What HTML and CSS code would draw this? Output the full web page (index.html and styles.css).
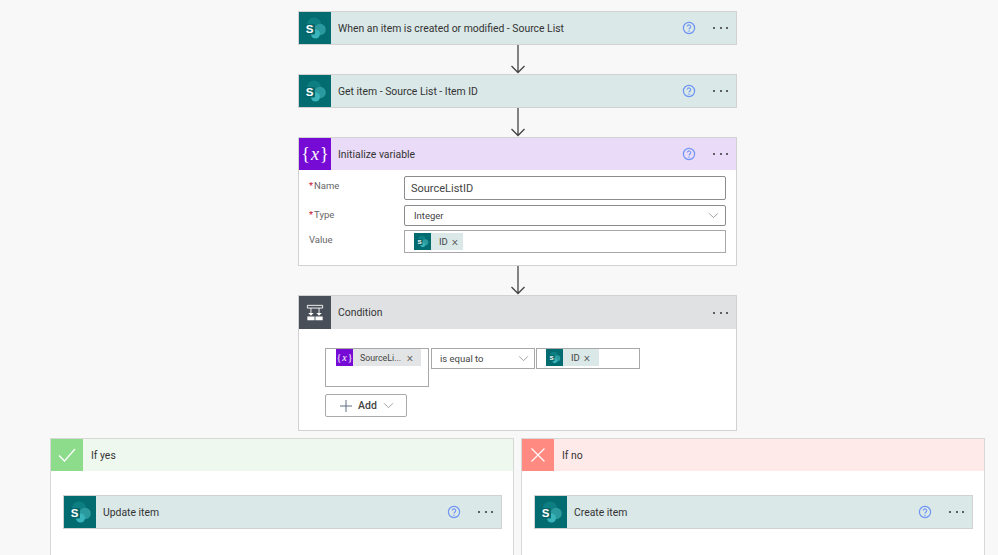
FILE: index.html
```html
<!DOCTYPE html>
<html lang="en">
<head>
    <meta charset="UTF-8">
    <meta name="viewport" content="width=device-width, initial-scale=1.0">
    <title>Flow editor</title>
    <link rel="stylesheet" href="styles.css">
</head>
<body>
    <svg class="defs" width="0" height="0">
        <symbol id="sp" viewBox="0 0 24 24">
            <circle cx="11" cy="8.500" r="7" fill="#0d7f83"/>
            <circle cx="17" cy="13.500" r="5.800" fill="#2a9a9f"/>
            <circle cx="12.500" cy="18" r="4.500" fill="#39b4ba"/>
            <rect x="1.500" y="8" width="10.500" height="10.500" rx="1" fill="#04666a"/>
        </symbol>
        <symbol id="help" viewBox="0 0 14 14">
            <circle cx="7" cy="7" r="5.600" fill="none" stroke="#6f94f5" stroke-width="1.200"/>
            <path d="M5.300 5.600a1.700 1.700 0 1 1 2.700 1.400c-.7.500-1 .8-1 1.600" fill="none" stroke="#6f94f5" stroke-width="1.100"/>
            <circle cx="7" cy="10.300" r=".7" fill="#6f94f5"/>
        </symbol>
        <symbol id="chev" viewBox="0 0 12 8">
            <path d="M1 1.500l5 5 5-5" fill="none" stroke="#8f9498" stroke-width="1"/>
        </symbol>
        <symbol id="arrow" viewBox="0 0 16 29">
            <path d="M8 0v27.500M1.500 21L8 27.500l6.500-6.500" fill="none" stroke="#444" stroke-width="1.300"/>
        </symbol>
    </svg>

    <div class="canvas">
        <section class="card sp">
            <header class="card-head">
                <span class="icon"><svg class="sp-logo" viewBox="0 0 24 24"><use href="#sp"/><text x="6.700" y="17.200" class="sp-s">S</text></svg></span>
                <span class="title">When an item is created or modified - Source List</span>
                <svg class="help"><use href="#help"/></svg>
                <span class="more"><i></i><i></i><i></i></span>
            </header>
        </section>
        <svg class="arrow"><use href="#arrow"/></svg>
        <section class="card sp">
            <header class="card-head">
                <span class="icon"><svg class="sp-logo" viewBox="0 0 24 24"><use href="#sp"/><text x="6.700" y="17.200" class="sp-s">S</text></svg></span>
                <span class="title">Get item - Source List - Item ID</span>
                <svg class="help"><use href="#help"/></svg>
                <span class="more"><i></i><i></i><i></i></span>
            </header>
        </section>
        <svg class="arrow"><use href="#arrow"/></svg>
        <section class="card variable">
            <header class="card-head">
                <span class="icon var-logo">{<em>x</em>}</span>
                <span class="title">Initialize variable</span>
                <svg class="help"><use href="#help"/></svg>
                <span class="more"><i></i><i></i><i></i></span>
            </header>
            <div class="form">
                <label class="req">Name</label>
                <div class="field field-name">SourceListID</div>
                <label class="req">Type</label>
                <div class="field field-type"><span>Integer</span><svg class="chev"><use href="#chev"/></svg></div>
                <label>Value</label>
                <div class="field field-value">
                    <span class="chip chip-sp"><span class="chip-icon"><svg viewBox="0 0 24 24"><use href="#sp"/><text x="6.700" y="17.200" class="sp-s">S</text></svg></span><span class="chip-text">ID</span><span class="chip-x">×</span></span>
                </div>
            </div>
        </section>
        <svg class="arrow"><use href="#arrow"/></svg>
        <section class="card condition">
            <header class="card-head">
                <span class="icon">
                    <svg class="cond-logo" viewBox="0 0 20 20">
                        <path d="M1.500 1.500h17v3h-17zM5.500 4.500v6M14.500 4.500v6" fill="none" stroke="#fff" stroke-width="1"/>
                        <path d="M2.500 10h6l-3 3zM11.500 10h6l-3 3z" fill="#fff"/>
                        <path d="M1.500 14h8v4h-8zM10.500 14h8v4h-8z" fill="#fff"/>
                    </svg>
                </span>
                <span class="title">Condition</span>
                <span class="more"><i></i><i></i><i></i></span>
            </header>
            <div class="cond-body">
                <div class="cond-row">
                    <div class="box box-left">
                        <span class="chip chip-var"><span class="chip-icon var-logo">{<em>x</em>}</span><span class="chip-text">SourceLi...</span><span class="chip-x">×</span></span>
                    </div>
                    <div class="box box-op"><span>is equal to</span><svg class="chev"><use href="#chev"/></svg></div>
                    <div class="box box-right">
                        <span class="chip chip-sp"><span class="chip-icon"><svg viewBox="0 0 24 24"><use href="#sp"/><text x="6.700" y="17.200" class="sp-s">S</text></svg></span><span class="chip-text">ID</span><span class="chip-x">×</span></span>
                    </div>
                </div>
                <button class="add" type="button">
                    <svg class="plus" viewBox="0 0 12 12"><path d="M6 0v12M0 6h12" stroke="#5f6f80" stroke-width="1"/></svg>
                    <span>Add</span>
                    <svg class="chev"><use href="#chev"/></svg>
                </button>
            </div>
        </section>

        <div class="branches">
            <section class="branch yes">
                <header class="branch-head">
                    <span class="branch-icon"><svg viewBox="0 0 18 14"><path d="M1 7.500l5.500 5.500L17 1" fill="none" stroke="#fff" stroke-width="1.200"/></svg></span>
                    <span class="title">If yes</span>
                </header>
                <div class="branch-body">
                    <section class="card sp">
                        <header class="card-head">
                            <span class="icon"><svg class="sp-logo" viewBox="0 0 24 24"><use href="#sp"/><text x="6.700" y="17.200" class="sp-s">S</text></svg></span>
                            <span class="title">Update item</span>
                            <svg class="help"><use href="#help"/></svg>
                            <span class="more"><i></i><i></i><i></i></span>
                        </header>
                    </section>
                </div>
            </section>
            <section class="branch no">
                <header class="branch-head">
                    <span class="branch-icon"><svg viewBox="0 0 14 14"><path d="M.5.500l13 13M13.500.500l-13 13" fill="none" stroke="#fff" stroke-width="1.100"/></svg></span>
                    <span class="title">If no</span>
                </header>
                <div class="branch-body">
                    <section class="card sp">
                        <header class="card-head">
                            <span class="icon"><svg class="sp-logo" viewBox="0 0 24 24"><use href="#sp"/><text x="6.700" y="17.200" class="sp-s">S</text></svg></span>
                            <span class="title">Create item</span>
                            <svg class="help"><use href="#help"/></svg>
                            <span class="more"><i></i><i></i><i></i></span>
                        </header>
                    </section>
                </div>
            </section>
        </div>
    </div>
</body>
</html>
```

FILE: styles.css
```css
html, body {
    margin: 0;
    height: 100%;
    overflow: hidden;
}

body {
    background-color: #f8f8f8;
    font-family: Roboto, "Noto Sans", sans-serif;
    font-size: 10px;
    color: #333;
}

.defs {
    display: block;
    height: 0;
}

.canvas {
    display: flex;
    flex-direction: column;
    align-items: center;
    width: 935px;
    margin-left: 50px;
    padding-top: 11px;
}

.arrow {
    display: block;
    width: 16px;
    height: 29px;
}

/* cards */
.card {
    width: 439px;
    box-sizing: border-box;
    border: 1px solid #d2d2d2;
    background-color: #fff;
}

.card-head {
    display: flex;
    align-items: center;
    height: 32px;
    padding-right: 8px;
}

.sp .card-head {
    background-color: #dae8e8;
}

.variable .card-head {
    background-color: #eadcf8;
}

.condition .card-head {
    background-color: #e0e1e3;
    height: 33px;
}

.icon {
    display: flex;
    align-items: center;
    justify-content: center;
    flex: none;
    width: 32px;
    height: 100%;
    margin-right: 7px;
    background-color: #036c70;
}

.sp-logo {
    width: 24px;
    height: 24px;
}

.sp-s {
    font-family: "Liberation Sans", sans-serif;
    font-size: 11.500px;
    font-weight: 700;
    text-anchor: middle;
    fill: #fff;
}

.icon.var-logo {
    background-color: #770bd6;
    color: #fff;
    font-family: "Liberation Serif", serif;
    font-size: 18px;
}

.var-logo em {
    padding: 0 1px;
}

.condition .icon {
    background-color: #484f58;
}

.cond-logo {
    width: 18px;
    height: 18px;
}

.title {
    flex: 1;
    font-size: 10.400px;
    color: #333;
}

.help {
    flex: none;
    width: 14px;
    height: 14px;
    margin-right: 17px;
}

.more {
    display: flex;
    flex: none;
    gap: 4.500px;
}

.more i {
    width: 2px;
    height: 2px;
    border-radius: 50%;
    background-color: #333;
}

/* form in Initialize variable */
.form {
    display: grid;
    grid-template-columns: 95px 1fr;
    grid-template-rows: 24px 21px 23px;
    row-gap: 4.500px;
    padding: 6px 10px 12px;
}

.form label {
    padding-top: 4px;
    font-size: 9.500px;
    color: #666;
}

.form .req::before {
    content: "*";
    margin-right: 1px;
    color: #c8102e;
}

.field {
    display: flex;
    align-items: center;
    box-sizing: border-box;
    border: 1px solid #8c8c8c;
    border-radius: 2px;
    background-color: #fff;
}

.field-name {
    padding-left: 6px;
    font-size: 11px;
    color: #444;
}

.field-type {
    justify-content: space-between;
    padding: 0 6px 0 9px;
    font-size: 9.500px;
    color: #444;
}

.field-value {
    border-color: #a8a8a8;
    border-radius: 0;
    padding-left: 9px;
}

.chev {
    width: 11px;
    height: 7px;
}

/* token chips */
.chip {
    display: flex;
    align-items: center;
    height: 17px;
    font-size: 9.500px;
    color: #444;
}

.chip-sp {
    background-color: #dae8e8;
}

.chip-var {
    background-color: #e3e4e5;
}

.field-value .chip {
    width: 49px;
}

.chip-icon {
    display: flex;
    align-items: center;
    justify-content: center;
    flex: none;
    width: 17px;
    height: 17px;
    background-color: #036c70;
}

.chip-icon svg {
    width: 13px;
    height: 13px;
}

.chip-icon.var-logo {
    background-color: #770bd6;
    color: #fff;
    font-family: "Liberation Serif", serif;
    font-size: 10px;
}

.chip-text {
    margin-left: 8px;
}

.chip-x {
    margin-left: 4px;
    margin-right: 5px;
    font-size: 12px;
    font-weight: 300;
    line-height: 1;
}

/* condition body */
.cond-body {
    padding: 19px 0 13px 26px;
}

.cond-row {
    display: flex;
    align-items: flex-start;
    gap: 2px;
}

.box {
    box-sizing: border-box;
    width: 104px;
    height: 21px;
    border: 1px solid #a8a8a8;
    background-color: #fff;
    font-size: 9.500px;
    color: #444;
}

.box-left {
    height: 39px;
    padding-left: 10px;
}

.box-left .chip {
    width: 85px;
}

.box-left .chip-text {
    flex: 1;
    margin-left: 7px;
    font-size: 8.800px;
}

.box-left .chip-x {
    margin-right: 8px;
}

.box-op {
    display: flex;
    align-items: center;
    justify-content: space-between;
    padding: 0 5px 0 8px;
}

.box-right {
    margin-left: -1px;
    padding-left: 9px;
}

.box-right .chip {
    width: 53px;
}

.add {
    display: flex;
    align-items: center;
    box-sizing: border-box;
    width: 82px;
    height: 23px;
    margin-top: 7px;
    padding: 0 0 0 14px;
    border: 1px solid #aaa;
    border-radius: 2px;
    background-color: #fff;
    font-family: inherit;
    font-size: 10.500px;
    font-weight: 500;
    color: #444;
}

.plus {
    width: 12px;
    height: 12px;
    margin-right: 6px;
}

.add .chev {
    margin-left: 6px;
}

/* branches */
.branches {
    display: flex;
    gap: 7px;
    width: 100%;
    margin-top: 7px;
}

.branch {
    flex: 1;
    height: 116px;
    border: 1px solid #d8d8d8;
    border-bottom: 0;
    background-color: #fff;
}

.branch-head {
    display: flex;
    align-items: center;
    height: 32px;
}

.branch-icon {
    display: flex;
    align-items: center;
    justify-content: center;
    flex: none;
    width: 32px;
    height: 100%;
    margin-right: 8px;
}

.yes .branch-head {
    background-color: #eef8ef;
}

.yes .branch-icon {
    background-color: #8cdc8c;
}

.yes .branch-icon svg {
    width: 18px;
    height: 14px;
}

.no .branch-head {
    background-color: #ffeaea;
}

.no .branch-icon {
    background-color: #ff8a82;
}

.no .branch-icon svg {
    width: 14px;
    height: 14px;
}

.branch-body {
    padding: 24px 0 0 12px;
}
```
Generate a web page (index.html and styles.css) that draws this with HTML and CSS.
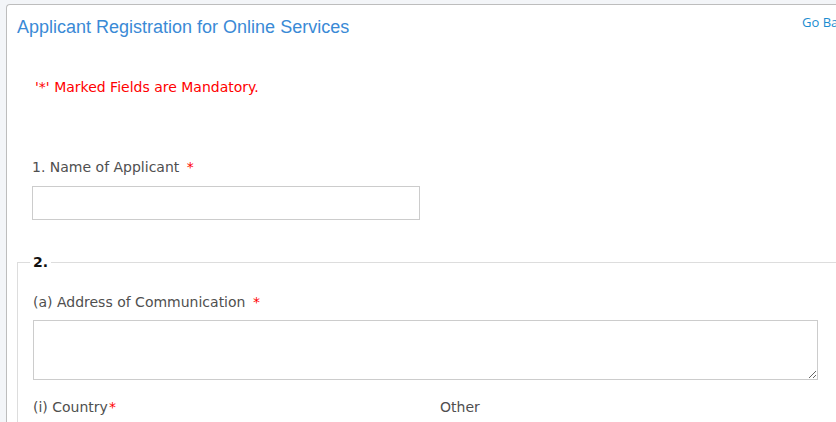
FILE: index.html
```html
<!DOCTYPE html>
<html>
<head>
<meta charset="utf-8">
<link rel="stylesheet" href="styles.css">
</head>
<body>
<div class="card">
  <div class="head">
    <h1 class="title">Applicant Registration for Online Services</h1>
    <a class="back" href="#">Go Back</a>
  </div>
  <p class="mandatory">'*' Marked Fields are Mandatory.</p>
  <div class="field first">
    <label class="lbl">1. Name of Applicant <span class="req">*</span></label>
    <input class="txt" type="text">
  </div>
  <fieldset class="group">
    <legend class="legend">2.</legend>
    <label class="lbl">(a) Address of Communication <span class="req">*</span></label>
    <textarea class="area"></textarea>
    <div class="row">
      <span class="lbl col">(i) Country<span class="req tight">*</span></span>
      <span class="lbl col">Other</span>
    </div>
  </fieldset>
</div>
</body>
</html>
```
FILE: styles.css
```css
html, body {
  margin: 0;
  padding: 0;
  background: #f3f5f8;
  overflow: hidden;
  height: 422px;
}
.card {
  margin: 4px 0 0 6px;
  width: 1000px;
  height: 600px;
  background: #fff;
  border: 1px solid #bdbdbd;
  border-right: none;
  border-top-left-radius: 4px;
  box-sizing: border-box;
}
.head {
  display: grid;
  grid-template-columns: 795px 60px;
  align-items: start;
}
.title {
  margin: 11px 0 0 10px;
  font-family: "Liberation Sans", Arial, sans-serif;
  font-weight: normal;
  font-size: 18px;
  color: #3a8ad6;
  line-height: 22px;
}
.back {
  margin-top: 8px;
  font-family: "Open Sans", sans-serif;
  font-size: 13px;
  color: #1a8cd0;
  text-decoration: none;
  white-space: nowrap;
}
.mandatory {
  margin: 40px 0 0 28px;
  font-family: "DejaVu Sans", sans-serif;
  font-size: 14px;
  line-height: 18px;
  color: #f00;
}
.field.first {
  margin: 62px 0 0 25px;
  display: flex;
  flex-direction: column;
}
.lbl {
  font-family: "DejaVu Sans", sans-serif;
  font-size: 14px;
  line-height: 18px;
  color: #4f4f4f;
}
.req {
  color: #f00;
  padding-left: 3px;
}
.req.tight {
  padding-left: 1px;
}
.txt {
  margin-top: 10px;
  width: 388px;
  height: 34px;
  box-sizing: border-box;
  border: 1px solid #ccc;
  padding: 0;
}
.group {
  margin: 34px 0 0 10px;
  padding: 0 0 60px 15px;
  border: 1px solid #ddd;
  border-right: none;
  width: 900px;
}
.legend {
  margin-left: -3px;
  padding: 0 3px;
  font-family: "DejaVu Sans", sans-serif;
  font-weight: bold;
  font-size: 14px;
  color: #111;
}
.group > .lbl {
  display: block;
  margin-top: 23px;
}
.area {
  display: block;
  margin-top: 9px;
  width: 785px;
  height: 60px;
  box-sizing: border-box;
  border: 1px solid #ccc;
  resize: both;
}
.row {
  display: grid;
  grid-template-columns: 407px 1fr;
  margin-top: 18px;
}
```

SHORT PROBLEM :: Across the preceding material, how many lines contain the word "this"? State the number alone.

TASK OUTPUT :: 2